Zane was born in Philadelphia, on May 12, 1946. An antiquarian for 50 years, he specialized in American furniture, lighting and European decorative arts of the early Nineteenth Century. After receiving a bachelor of fine arts degree in ceramic design from Alfred University in 1969, Zane worked for the New York State Museum as an exhibition specialist. He later worked for the New York State Department of Parks and Recreation measuring and studying historic sites, and later as a cataloger and appraiser for Plaza Galleries in New York. From 1981 onward he acted as a consultant and buying agent of period furnishings for a variety of collectors, museums and dealers.
Over the following three decades, Zane owned a succession of early Nineteenth Century upstate New York homes, and decorated each with appropriate period furnishings. From 1998 until his death he lived at Eastview, an early Hudson Valley villa, also called the “Old Turtle” on account of its unusual oval roof line. His documentation of the house’s history earned its nomination to the National Register of Historic Places in 2000. He was highly regarded for his knowledge of American Federal and neoclassical furniture. From 2000 until his retirement in 2015 he was employed as a sales and buying consultant and part-time conservator of decorative arts by Period Picks in Kinderhook, N.Y.

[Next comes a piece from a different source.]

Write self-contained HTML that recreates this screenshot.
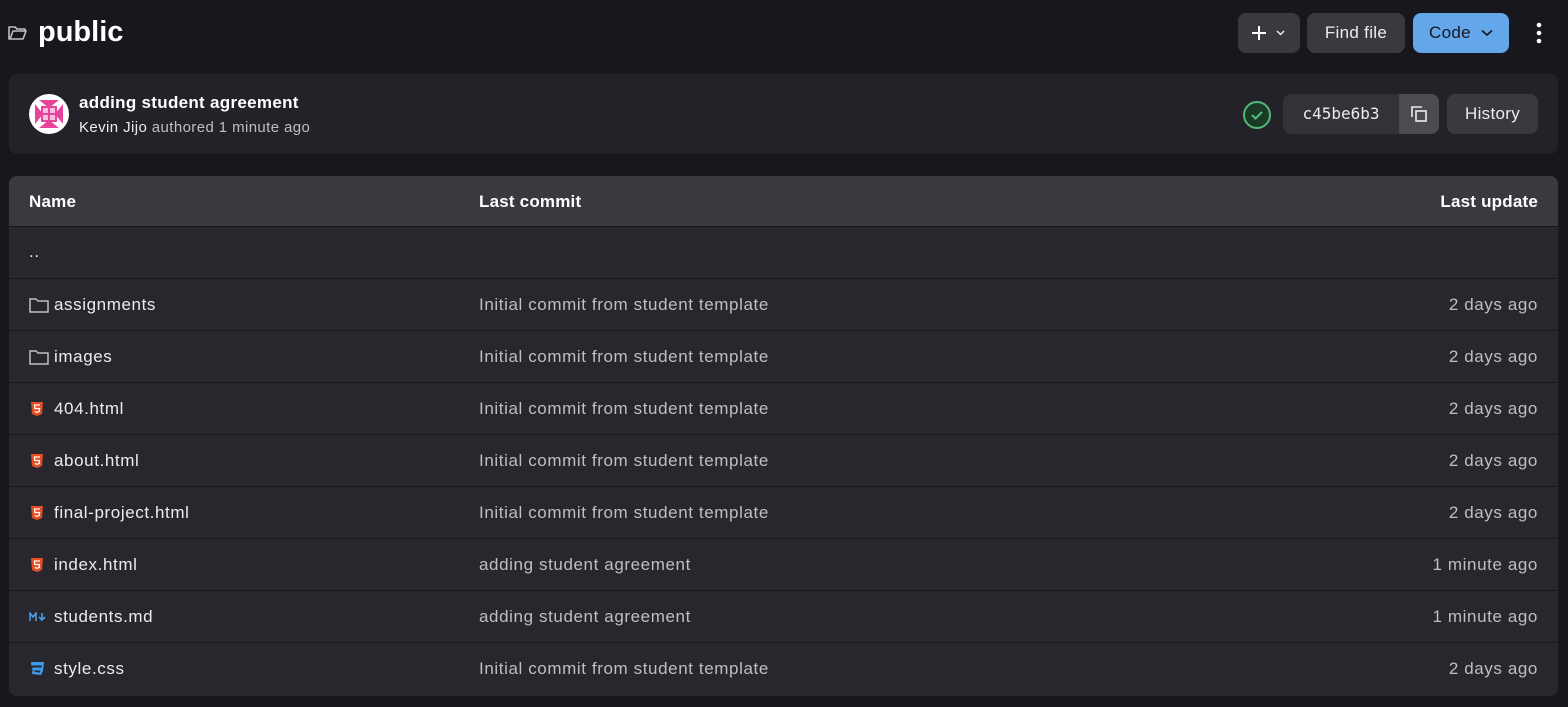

He will be remembered by many of the Antiques and The Arts Weekly readers, fellow dealers and collectors throughout New England and the mid-Atlantic states for his passionate pursuit of period furnishings and for sharing his knowledge about American decorative arts.
Zane is survived by two brothers, Zachary Studenroth of Southampton, N.Y., Frank Studenroth of Wilton, N.Y., and by nieces and nephews. Donations in his memory may be made to either of two nonprofit organizations that Zane actively supported, Historic Hyde Hall, East Springfield, N.Y., and to the Columbia County Society for Human Treatment of Animals.